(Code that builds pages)
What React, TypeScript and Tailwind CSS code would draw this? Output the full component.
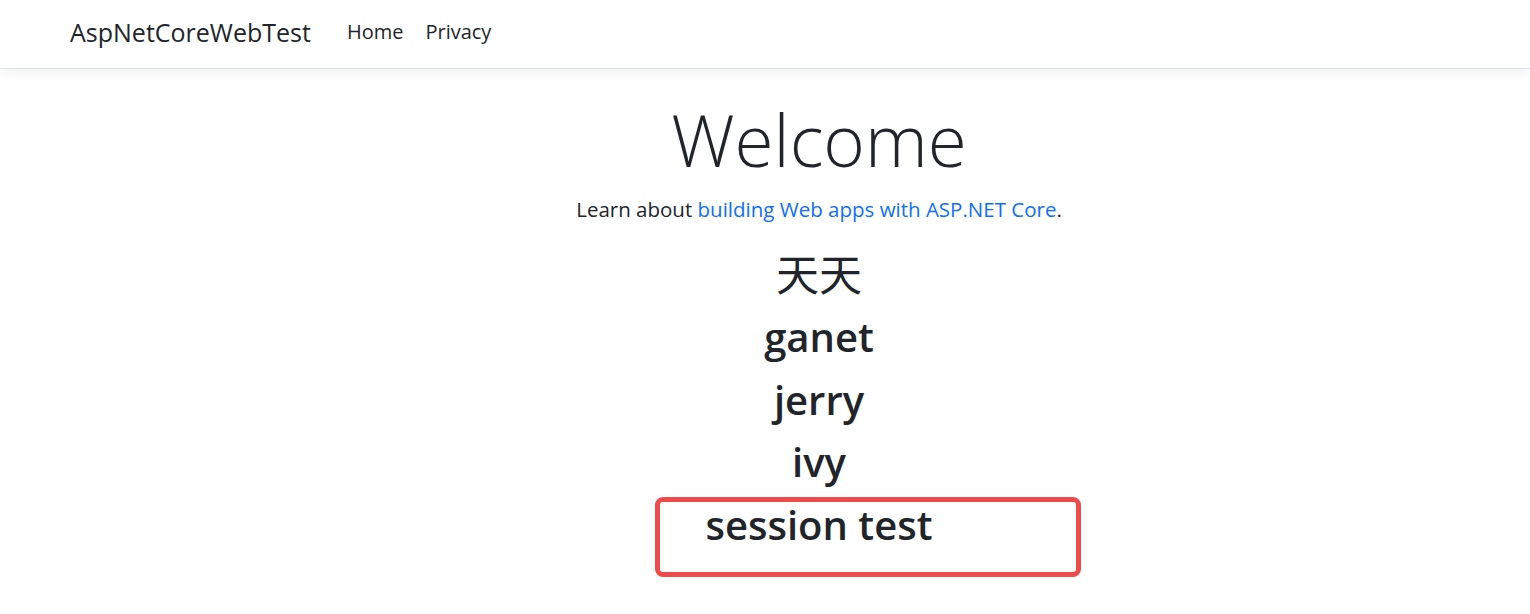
import React from 'react';

const names = ['ganet', 'jerry', 'ivy'];

const App: React.FC = () => {
  return (
    <div className="min-h-[614px] bg-white text-[#212529] font-['Segoe_UI','Open_Sans','Noto_Sans_CJK_SC',sans-serif]">
      <header className="h-[69px] pb-[4px] border-b border-[#dee2e6] shadow-[0_4px_12px_rgba(0,0,0,0.05)] flex items-center pl-[70px]">
        <span className="text-[25px] leading-none mr-[36px]">AspNetCoreWebTest</span>
        <nav className="flex gap-[22px] text-[20px] leading-none">
          <a className="text-[#212529]">Home</a>
          <a className="text-[#212529]">Privacy</a>
        </nav>
      </header>

      <main className="pl-[108px] pt-[28px] flex flex-col items-center text-center">
        <h1 className="text-[71px] font-light leading-[1.2] mb-[12px]">Welcome</h1>
        <p className="text-[20.5px] leading-[1.5]">
          Learn about <a className="text-[#0d6efd]">building Web apps with ASP.NET Core</a>.
        </p>
        <div className="mt-[25px] flex flex-col items-center">
          <h2 className="text-[43px] leading-[50px] mb-[12.5px] font-normal">天天</h2>
          {names.map((n) => (
            <h2 key={n} className="text-[40px] leading-[50px] mb-[12.5px] font-semibold">{n}</h2>
          ))}
          <div className="relative">
            <h2 className="text-[40px] leading-[50px] font-semibold">session test</h2>
            {/* annotation box drawn over the screenshot */}
            <div className="absolute left-[-51px] top-[-3px] w-[426px] h-[80px] border-[5px] border-[#ef4b4b] rounded-[8px] pointer-events-none" />
          </div>
        </div>
      </main>
    </div>
  );
};

export default App;
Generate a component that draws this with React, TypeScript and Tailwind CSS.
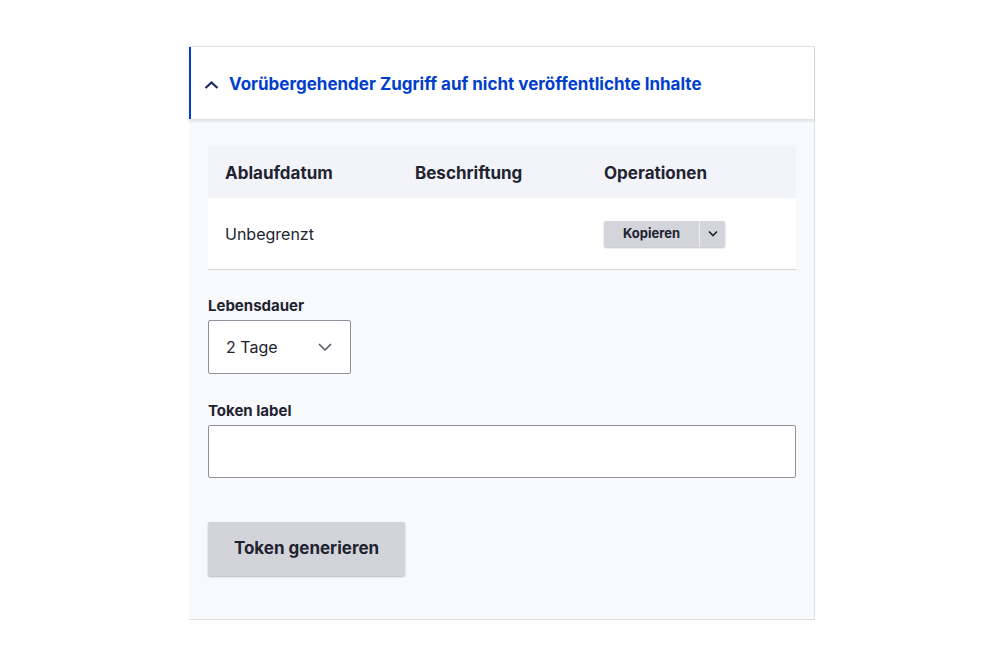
import React from "react";

export default function App() {
  return (
    <div className="w-[999px] h-[666px] bg-white relative" style={{ fontFamily: "Inter, 'Liberation Sans', sans-serif" }}>
      <div className="absolute left-[189px] top-[46px] w-[626px] border border-[#dedfe4] border-l-0 bg-[#f8f9fb]">
        <div className="h-[72px] bg-white border-l-[2px] border-[#003ecc] flex items-center pl-[13px] pt-[3px] gap-[10px] shadow-[0_2px_3px_rgba(0,0,0,0.12)] relative">
          <svg width="15" height="10" viewBox="0 0 15 10" fill="none">
            <path d="M1.5 8 L7.5 2.5 L13.5 8" stroke="#1b2a5c" strokeWidth="2.2" />
          </svg>
          <span className="text-[17px] font-bold text-[#003ecc]">Vorübergehender Zugriff auf nicht veröffentlichte Inhalte</span>
        </div>
        <div className="px-[19px] pt-[27px] pb-[43px]">
          <div className="w-[588px]">
            <div className="h-[52px] pt-[3px] bg-[#f3f4f9] grid grid-cols-[190px_189px_1fr] items-center text-[17px] font-bold text-[#222330]">
              <div className="pl-[17px]">Ablaufdatum</div>
              <div className="pl-[17px]">Beschriftung</div>
              <div className="pl-[17px]">Operationen</div>
            </div>
            <div className="h-[72px] bg-white border-b border-[#d4d4d8] grid grid-cols-[190px_189px_1fr] items-center text-[16px] text-[#222330]">
              <div className="pl-[17px]">Unbegrenzt</div>
              <div></div>
              <div className="pl-[17px]">
                <div className="inline-flex h-[26px] bg-[#d4d5db] rounded-[2px] shadow-[0_1px_2px_rgba(0,0,0,0.25)]">
                  <div className="w-[95px] flex items-center justify-center text-[13px] font-bold text-[#222330]">Kopieren</div>
                  <div className="w-[1px] bg-[#eeeef0]"></div>
                  <div className="w-[25px] flex items-center justify-center">
                    <svg width="10" height="7" viewBox="0 0 10 7" fill="none">
                      <path d="M1 1.5 L5 5.5 L9 1.5" stroke="#222330" strokeWidth="1.6" />
                    </svg>
                  </div>
                </div>
              </div>
            </div>
          </div>
          <div className="mt-[27px] text-[15px] font-bold text-[#222330] leading-[18px]">Lebensdauer</div>
          <div className="mt-[5px] w-[143px] h-[54px] bg-white border border-[#8e929c] rounded-[2px] flex items-center justify-between pl-[17px] pr-[18px] text-[16px] text-[#222330]">
            <span>2 Tage</span>
            <svg width="14" height="8" viewBox="0 0 14 8" fill="none">
              <path d="M1 1 L7 7 L13 1" stroke="#545560" strokeWidth="1.5" />
            </svg>
          </div>
          <div className="mt-[28px] text-[15px] font-bold text-[#222330] leading-[18px]">Token label</div>
          <div className="mt-[5px] w-[588px] h-[53px] bg-white border border-[#8e929c] rounded-[2px]"></div>
          <div className="mt-[44px] w-[197px] h-[54px] bg-[#d3d4d9] rounded-[2px] shadow-[0_1px_2px_rgba(0,0,0,0.25)] flex items-center justify-center text-[17px] font-bold text-[#222330]">Token generieren</div>
        </div>
      </div>
    </div>
  );
}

## Task prompt
Omit all pictures while transcribing the entries verbatim.

## The completed task
What React, TypeScript and Tailwind CSS code would draw this? Output the full component.
import React from 'react';

const names = ['ganet', 'jerry', 'ivy'];

const App: React.FC = () => {
  return (
    <div className="min-h-[614px] bg-white text-[#212529] font-['Segoe_UI','Open_Sans','Noto_Sans_CJK_SC',sans-serif]">
      <header className="h-[69px] pb-[4px] border-b border-[#dee2e6] shadow-[0_4px_12px_rgba(0,0,0,0.05)] flex items-center pl-[70px]">
        <span className="text-[25px] leading-none mr-[36px]">AspNetCoreWebTest</span>
        <nav className="flex gap-[22px] text-[20px] leading-none">
          <a className="text-[#212529]">Home</a>
          <a className="text-[#212529]">Privacy</a>
        </nav>
      </header>

      <main className="pl-[108px] pt-[28px] flex flex-col items-center text-center">
        <h1 className="text-[71px] font-light leading-[1.2] mb-[12px]">Welcome</h1>
        <p className="text-[20.5px] leading-[1.5]">
          Learn about <a className="text-[#0d6efd]">building Web apps with ASP.NET Core</a>.
        </p>
        <div className="mt-[25px] flex flex-col items-center">
          <h2 className="text-[43px] leading-[50px] mb-[12.5px] font-normal">天天</h2>
          {names.map((n) => (
            <h2 key={n} className="text-[40px] leading-[50px] mb-[12.5px] font-semibold">{n}</h2>
          ))}
          <div className="relative">
            <h2 className="text-[40px] leading-[50px] font-semibold">session test</h2>
            {/* annotation box drawn over the screenshot */}
            <div className="absolute left-[-51px] top-[-3px] w-[426px] h-[80px] border-[5px] border-[#ef4b4b] rounded-[8px] pointer-events-none" />
          </div>
        </div>
      </main>
    </div>
  );
};

export default App;
Generate a component that draws this with React, TypeScript and Tailwind CSS.
import React from "react";

export default function App() {
  return (
    <div className="w-[999px] h-[666px] bg-white relative" style={{ fontFamily: "Inter, 'Liberation Sans', sans-serif" }}>
      <div className="absolute left-[189px] top-[46px] w-[626px] border border-[#dedfe4] border-l-0 bg-[#f8f9fb]">
        <div className="h-[72px] bg-white border-l-[2px] border-[#003ecc] flex items-center pl-[13px] pt-[3px] gap-[10px] shadow-[0_2px_3px_rgba(0,0,0,0.12)] relative">
          <svg width="15" height="10" viewBox="0 0 15 10" fill="none">
            <path d="M1.5 8 L7.5 2.5 L13.5 8" stroke="#1b2a5c" strokeWidth="2.2" />
          </svg>
          <span className="text-[17px] font-bold text-[#003ecc]">Vorübergehender Zugriff auf nicht veröffentlichte Inhalte</span>
        </div>
        <div className="px-[19px] pt-[27px] pb-[43px]">
          <div className="w-[588px]">
            <div className="h-[52px] pt-[3px] bg-[#f3f4f9] grid grid-cols-[190px_189px_1fr] items-center text-[17px] font-bold text-[#222330]">
              <div className="pl-[17px]">Ablaufdatum</div>
              <div className="pl-[17px]">Beschriftung</div>
              <div className="pl-[17px]">Operationen</div>
            </div>
            <div className="h-[72px] bg-white border-b border-[#d4d4d8] grid grid-cols-[190px_189px_1fr] items-center text-[16px] text-[#222330]">
              <div className="pl-[17px]">Unbegrenzt</div>
              <div></div>
              <div className="pl-[17px]">
                <div className="inline-flex h-[26px] bg-[#d4d5db] rounded-[2px] shadow-[0_1px_2px_rgba(0,0,0,0.25)]">
                  <div className="w-[95px] flex items-center justify-center text-[13px] font-bold text-[#222330]">Kopieren</div>
                  <div className="w-[1px] bg-[#eeeef0]"></div>
                  <div className="w-[25px] flex items-center justify-center">
                    <svg width="10" height="7" viewBox="0 0 10 7" fill="none">
                      <path d="M1 1.5 L5 5.5 L9 1.5" stroke="#222330" strokeWidth="1.6" />
                    </svg>
                  </div>
                </div>
              </div>
            </div>
          </div>
          <div className="mt-[27px] text-[15px] font-bold text-[#222330] leading-[18px]">Lebensdauer</div>
          <div className="mt-[5px] w-[143px] h-[54px] bg-white border border-[#8e929c] rounded-[2px] flex items-center justify-between pl-[17px] pr-[18px] text-[16px] text-[#222330]">
            <span>2 Tage</span>
            <svg width="14" height="8" viewBox="0 0 14 8" fill="none">
              <path d="M1 1 L7 7 L13 1" stroke="#545560" strokeWidth="1.5" />
            </svg>
          </div>
          <div className="mt-[28px] text-[15px] font-bold text-[#222330] leading-[18px]">Token label</div>
          <div className="mt-[5px] w-[588px] h-[53px] bg-white border border-[#8e929c] rounded-[2px]"></div>
          <div className="mt-[44px] w-[197px] h-[54px] bg-[#d3d4d9] rounded-[2px] shadow-[0_1px_2px_rgba(0,0,0,0.25)] flex items-center justify-center text-[17px] font-bold text-[#222330]">Token generieren</div>
        </div>
      </div>
    </div>
  );
}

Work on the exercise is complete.